We can never know beforehand what will change us or indeed what kinds of change we want. A book can speak to us and never answer back; it can conjure up the past and the voices of the dead. But we never tell a book a story. Why have an analysis when you can read?
I began to be able to read at about age three. My grandmother was living in our flat, with lots of time on her hands, and she decided to teach me. Sadly, she did not live long enough to watch me become obsessed with books and then with ‘literature’. I owe her a great debt.
But why do I, and people far cleverer than me, like Adam Phillips, think that reading is so important? Part of the answer is in the quotation: a book, especially a work of fiction, can affect us in many ways. We step into a new world, almost as if we were dreaming, and this new experience can stir memories, emotions, desires, regrets, conjuring up the past and reviving our feelings about the living and the dead. “Only in the realm of fiction do we find the plurality of lives that we need,” said Sigmund Freud.
When readers enter that realm what do they hope to find? I was trained, as a reader and a teacher of literature, to enter with my mind on full alert, ready to ‘scrutinize’ whatever the author was offering. Such scrutiny requires close attention to every word, sentence, paragraph . . . Most readers do not bother with such intense attention. So what do they expect to learn, or what pleasure do they hope to receive from their reading?
One major group of readers are those who seek reassurance. They want to finish their journey through a fictional world with the feeling that their everyday world is just as they thought it was. However unusual their journey has been, they want to return with their beliefs, political, religious, social, etc, confirmed or even re-enforced. They will seek out those writers who reassure them and return to them time after time.
Another huge body of readers wish to dream. They will seek out those authors who enable them to enjoy their favourite fantasies. The possibilities are enormous. They may thrill to the experiences of James Bond, or even a female Jane Bond; they may enjoy success in every sort of career or profession. They may marry the man or woman of their dreams, or be flogged by them in some favourite scenario. Whenever these readers settle down for a good read they want to have their favourite fantasy experience.
I sincerely hope that there is another category of readers. Much of my life has been spent – rather arrogantly – trying to help them. They are those who hope to learn from the reading experience. To return to Sigmund Freud’s suggestion, they wish to explore the ‘plurality’, the richness of life and relationships. To achieve this they must read with their brains switched on.

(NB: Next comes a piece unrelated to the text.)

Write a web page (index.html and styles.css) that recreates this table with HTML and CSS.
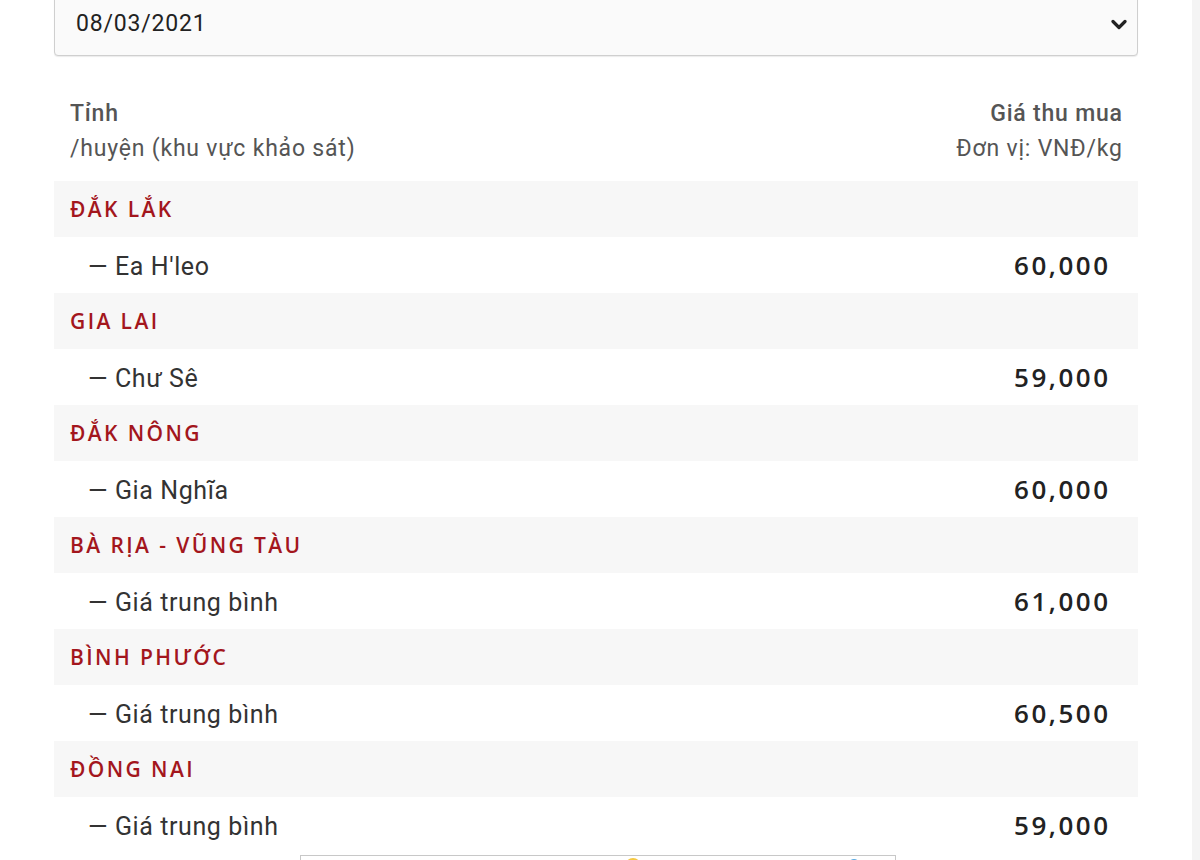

For a novel this means considering every symbol, every image, every phrase, every word. Some would argue that such close attention makes it impossible to enjoy the narrative, to enjoy the experience of reading. Others would say that it is hard to achieve a balance between such close reading and enjoyment. I disagree. Close reading should make you aware of the quality of the text you are reading and make you appreciate more intensely the experience which the writer offers. You are reading with your brain switched on. My first two groups of readers are reading with their brains switched off.
I know this is a very snobbish view, but I genuinely believe that reading a fine novel can make you more aware of the complex business of being alive and help you to understand yourself. Let me end with another quotation, this time from Leonard Mlodinov:
We choose our friends, spouses and lovers not just because of the way we perceive them, but because of the way they perceive us.
A great novel can help us improve those perceptions.